The third change relates to co-ownership and household structure. Many Singapore properties, especially those owned by couples, are jointly held. Some families also structure ownership for planning reasons, such as having multiple owners on title. Reverse mortgage style lending tends to be stricter about this because the lender wants clarity on who is bound by the loan. If multiple owners exist, the lender usually requires alignment so that everyone with ownership rights is also tied into the obligation. This can force a difficult conversation: not everyone who is an owner may want to be a borrower, and not everyone who wants income from the home is necessarily an owner. A reverse mortgage pushes these issues into the open, because it needs legal certainty.

It can also influence what happens if you later want to transfer ownership. Homeowners sometimes assume they can add a family member to the title, move ownership to a spouse, or restructure the property for estate planning. When a lender’s mortgage interest is registered, title changes typically become more complicated. In many cases, you cannot simply transfer ownership without dealing with the loan, because the lender’s claim sits on the property. Again, your name may still be on the title, but your freedom to treat that title as a flexible tool is reduced.

Singapore’s housing system adds another layer because “ownership” in public housing is already different from ownership in private property. For many HDB flat owners, the better-known equity release pathway is not a reverse mortgage in the classic sense, but a policy-based approach like the Lease Buyback Scheme. This matters because the nature of what you own in an HDB flat is a lease that runs down. When you monetise through Lease Buyback, you are effectively giving up part of your remaining lease in exchange for retirement support, while retaining the right to live there. In other words, you are not placing a loan on the flat in the same way. You are shortening the time portion of what you own.

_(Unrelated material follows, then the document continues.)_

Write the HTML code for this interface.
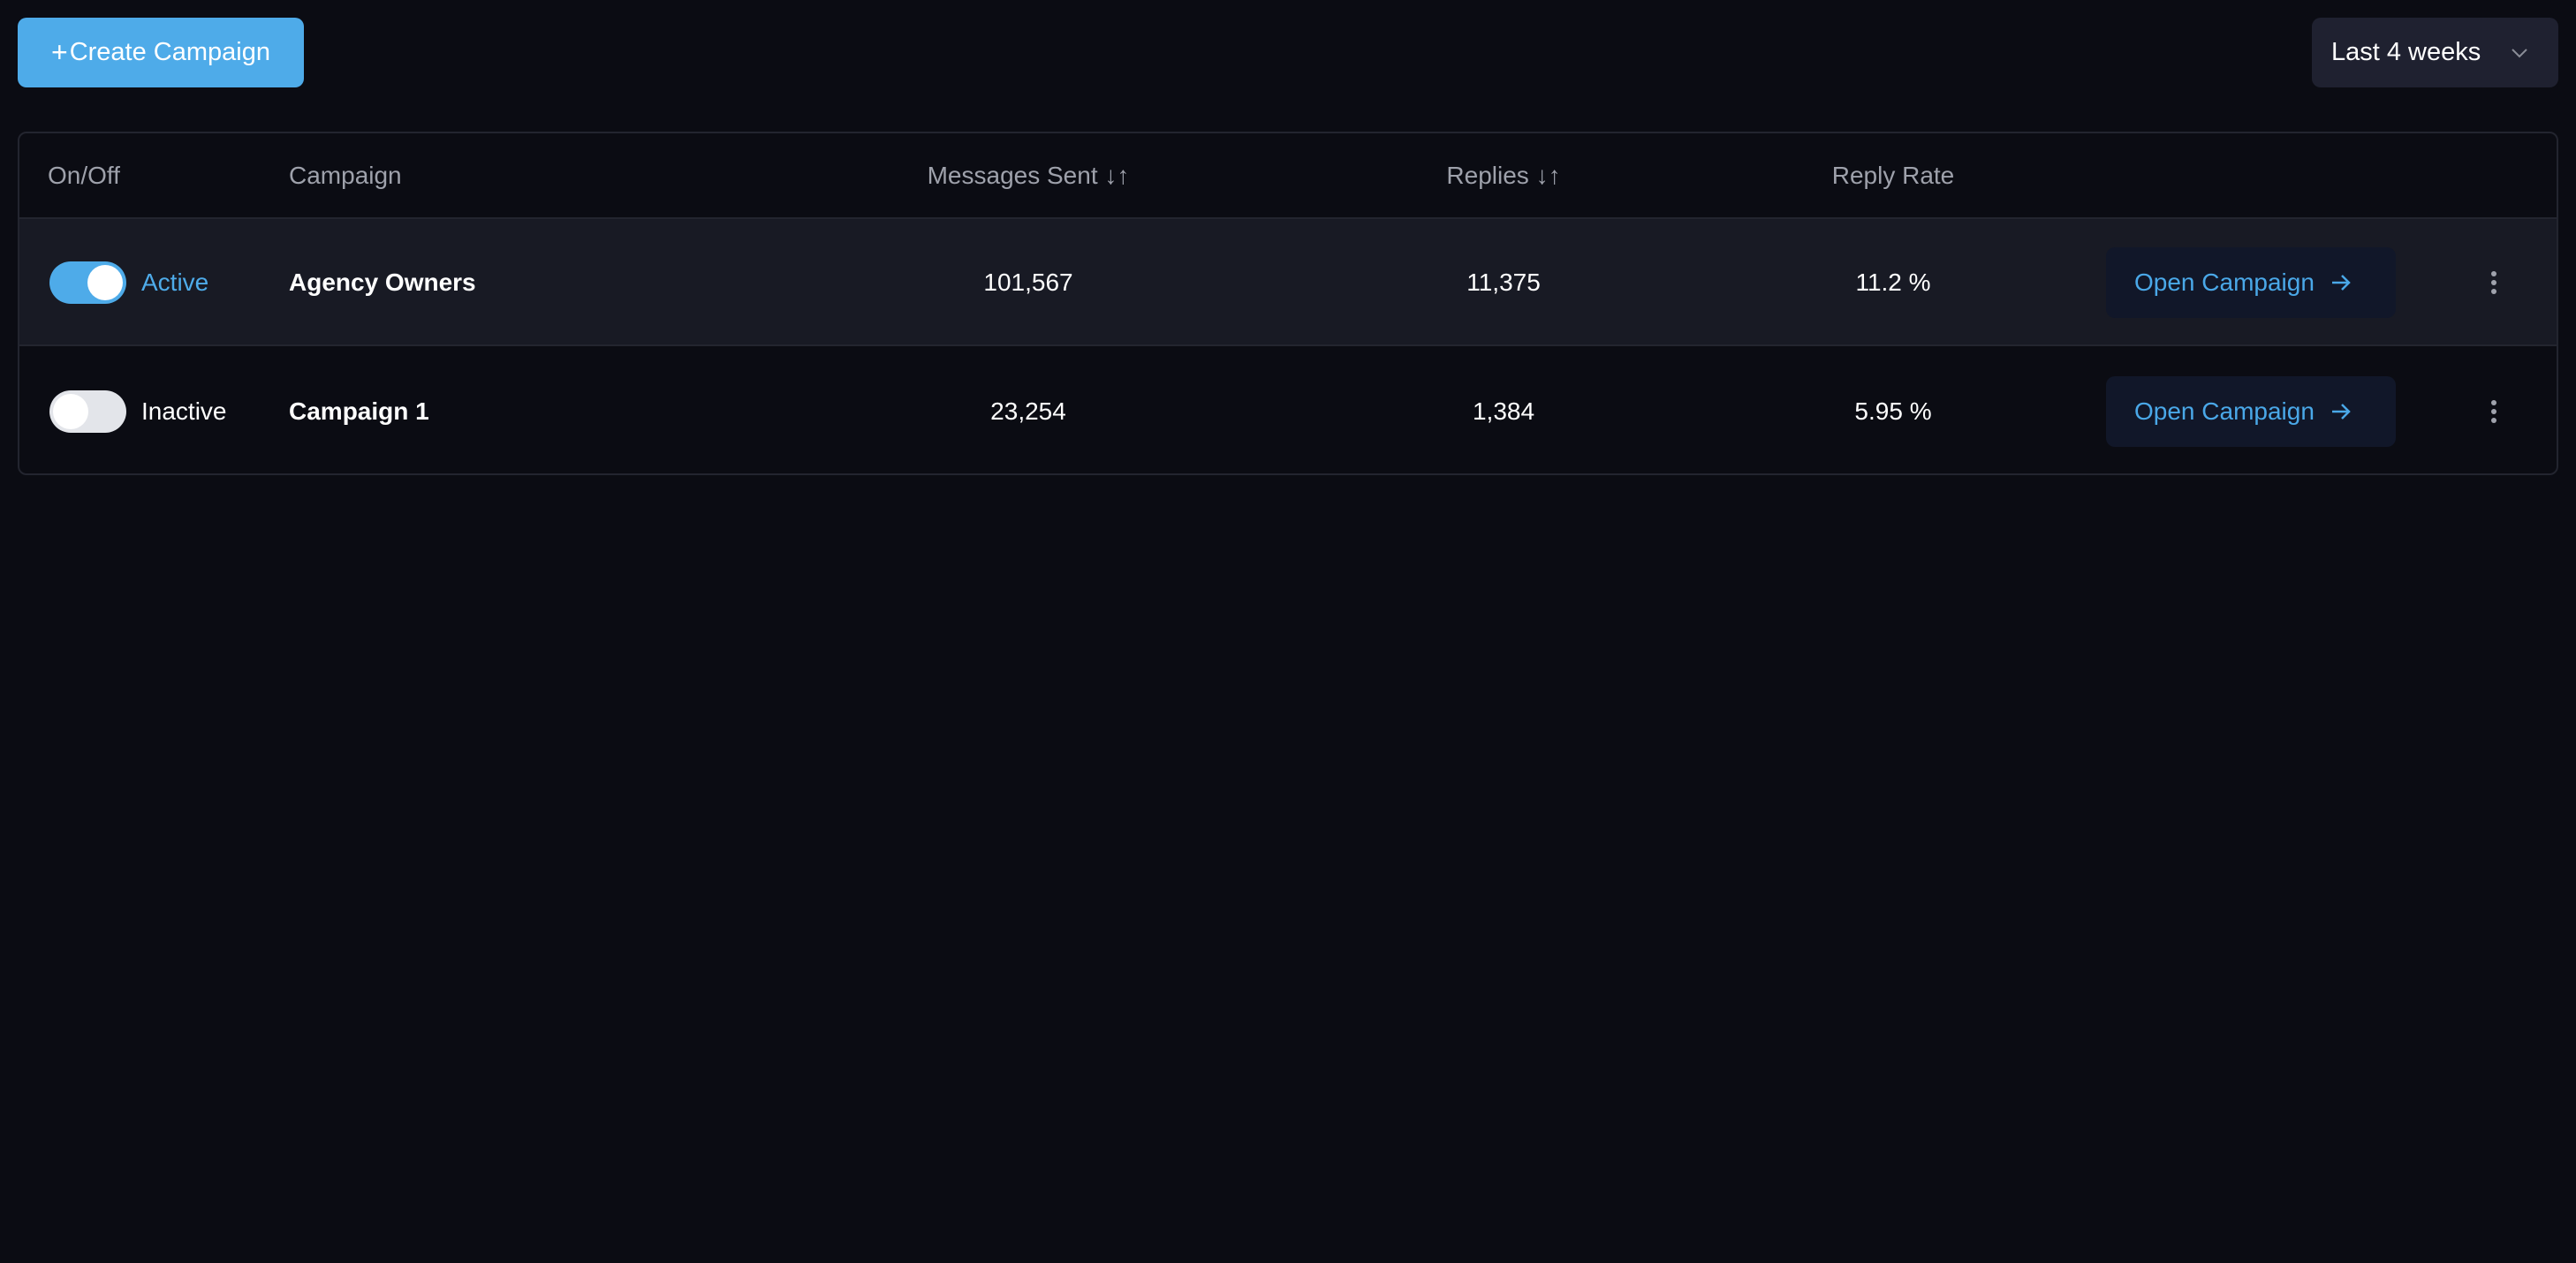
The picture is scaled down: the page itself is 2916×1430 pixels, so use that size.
<!DOCTYPE html>
<html><head><meta charset="utf-8"><style>
*{margin:0;padding:0;box-sizing:border-box}
body{width:2916px;height:1430px;background:#0b0c13;font-family:"Liberation Sans",sans-serif;color:#fff;position:relative;overflow:hidden}
.a{position:absolute}
.btn{left:20px;top:20px;width:324px;height:79px;background:#4eabe9;border-radius:10px;font-size:29px;font-weight:500;display:flex;align-items:center;justify-content:center;color:#fff}
.dd{left:2617px;top:20px;width:279px;height:79px;background:#1f2130;border-radius:10px;font-size:29px;display:flex;align-items:center;padding-left:22px}
.tbl{left:20px;top:149px;width:2876px;height:389px;border:2px solid #23252f;border-radius:10px;overflow:hidden}
.r1{left:0;top:95px;width:100%;height:146px;background:#181a24;border-top:2px solid #23252f;border-bottom:2px solid #23252f}
.h{font-size:28px;color:#9ea1ab;top:48px;transform:translateY(-50%)}
.c{font-size:28px;transform:translate(-50%,-50%);white-space:nowrap}
.l{font-size:28px;transform:translateY(-50%);white-space:nowrap}
.tg{width:87px;height:48px;border-radius:24px;transform:translateY(-50%)}
.kn{position:absolute;top:4px;width:40px;height:40px;border-radius:50%;background:#fff}
.ob{width:328px;height:80px;background:#111729;border-radius:10px;transform:translateY(-50%);color:#4aa8e8;font-size:28px;display:flex;align-items:center;padding-left:32px;gap:18px}
.dots{width:6px;transform:translate(-50%,-50%)}
.dots i{display:block;width:6px;height:6px;border-radius:50%;background:#a0a3ad;margin:4px 0}
</style></head><body>
<div class="a btn"><span style="font-weight:300;font-size:32px;margin-right:2px">+</span>Create Campaign</div>
<div class="a dd">Last 4 weeks<svg style="margin-left:34px" width="20" height="12" viewBox="0 0 20 12"><path d="M2 2l8 8 8-8" stroke="#8a8d97" stroke-width="2" fill="none"/></svg></div>
<div class="a tbl">
 <div class="a r1"></div>
 <div class="a h" style="left:32px">On/Off</div>
 <div class="a h" style="left:305px">Campaign</div>
 <div class="a h" style="left:1142px;transform:translate(-50%,-50%)">Messages Sent ↓↑</div>
 <div class="a h" style="left:1680px;transform:translate(-50%,-50%)">Replies ↓↑</div>
 <div class="a h" style="left:2121px;transform:translate(-50%,-50%)">Reply Rate</div>

 <div class="a tg" style="left:34px;top:169px;background:#4eabe9"><div class="kn" style="left:43px"></div></div>
 <div class="a l" style="left:138px;top:169px;color:#4eabe9">Active</div>
 <div class="a l" style="left:305px;top:169px;font-weight:bold">Agency Owners</div>
 <div class="a c" style="left:1142px;top:169px">101,567</div>
 <div class="a c" style="left:1680px;top:169px">11,375</div>
 <div class="a c" style="left:2121px;top:169px">11.2 %</div>
 <div class="a ob" style="left:2362px;top:169px">Open Campaign<svg width="24" height="22" viewBox="0 0 24 22"><path d="M2 11h19M13 3l8 8-8 8" stroke="#4aa8e8" stroke-width="2.5" fill="none"/></svg></div>
 <div class="a dots" style="left:2801px;top:169px"><i></i><i></i><i></i></div>

 <div class="a tg" style="left:34px;top:315px;background:#e3e5ea"><div class="kn" style="left:4px"></div></div>
 <div class="a l" style="left:138px;top:315px">Inactive</div>
 <div class="a l" style="left:305px;top:315px;font-weight:bold">Campaign 1</div>
 <div class="a c" style="left:1142px;top:315px">23,254</div>
 <div class="a c" style="left:1680px;top:315px">1,384</div>
 <div class="a c" style="left:2121px;top:315px">5.95 %</div>
 <div class="a ob" style="left:2362px;top:315px">Open Campaign<svg width="24" height="22" viewBox="0 0 24 22"><path d="M2 11h19M13 3l8 8-8 8" stroke="#4aa8e8" stroke-width="2.5" fill="none"/></svg></div>
 <div class="a dots" style="left:2801px;top:315px"><i></i><i></i><i></i></div>
</div>
</body></html>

That distinction changes how ownership feels. With a reverse mortgage style product on private property, the time horizon of ownership does not automatically shorten, but the financial claim on the property grows over time. With lease buyback, the lease length shortens by design, and the “ownership” that remains is the right to occupy the flat for the retained years. Both pathways aim to support ageing in place, but they reshape ownership through different mechanisms. One creates a growing debt tied to the property. The other reduces the asset itself by selling back lease years.

The practical impact is that Singaporeans should think less in terms of whether they remain “owners” and more in terms of what kind of owner they become. A reverse mortgage can protect your right to stay in your home, which is often the biggest concern in retirement. It can reduce the pressure of monthly cash flow, especially for people who are asset rich but cash poor. Yet it can also make the home less of a flexible family asset, because the home is now committed to a specific financial purpose and a specific repayment logic.

In the end, a reverse mortgage changes home ownership in Singapore by introducing a long-term relationship between your home and a lender’s claim. Your name may remain on the title, but the home becomes a structured instrument rather than a simple asset. Selling becomes a settlement event. Inheritance becomes a decision point. Co-ownership becomes a legal alignment issue. And for HDB owners, it highlights the reality that what many people call “ownership” is already time-based and policy-shaped.

This is not an argument for or against using housing equity in retirement. It is a reminder that the home is not just a roof, and it is not just a number on a balance sheet. In Singapore, it is often both a retirement resource and a family symbol. A reverse mortgage does not erase ownership, but it redefines it. The best way to approach that redefinition is to treat it as a planning decision, not a quick cash solution, and to talk through the implications early, while you still have the widest range of choices.